Sekizinci yüzyıla kadar Buhara’da Budizm, Zerdüştlük ve Hristiyanlık benimsenen inançların arasında yer alır. Müslümanların gelişiyle Buhara’nın yüzü baştan sona bütünüyle değişir. İslamın bütün insanlığı kuşatan aydınlığında, kutsal olarak bilinen inançlar inanırlıklarını yitirirler. Müslümanlardan önce Buhara’ya, Dara ve İskender gelir. Ancak Buhara Müslümanlara kucak açar. Buhara Samanoğulları, Karahanlılar ve Timurlular dönemlerinde, çatışmalardan uzak kalarak barış içinde birlikte yaşanan eğitim ve öğretim şehiri olma ayrıcalığı kazanır.
Geçmişte yapılan hatalardan daha çok alınacak derslere önem veren Buharalıların, kapıları ve sofraları büyük bir içtenlikle, Buhara’yı sevenlere her zaman sonuna kadar açılır. Buharalılar geçmişin sıkıntılı yıllarından önce, geleceğin güzel yıllarını konuşurlar. Buhara Türk Cumhuriyetlerinin Birleşmiş Milletlerine benzer.

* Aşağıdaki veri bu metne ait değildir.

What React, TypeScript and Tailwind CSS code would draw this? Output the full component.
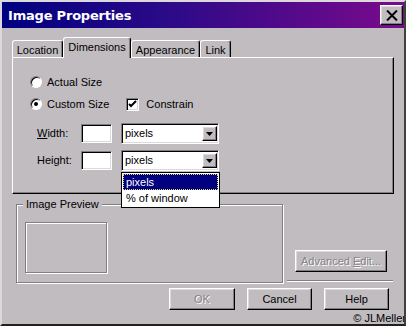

Buhara’nın ana caddelerinde dolaşanlar başta Özbekler, Tatarlar, Türkmenler, Uygurlar, Kazaklar, Azeriler, Kırgızlar, Başkurtlar, Kabartaylar, Çerkezler ve Çeçenler olmak üzere, sürekli ziyaret edilen bereketli topraklar olarak, dünyanın her yanından gelmiş ziyaretçilerle karşılaşırlar.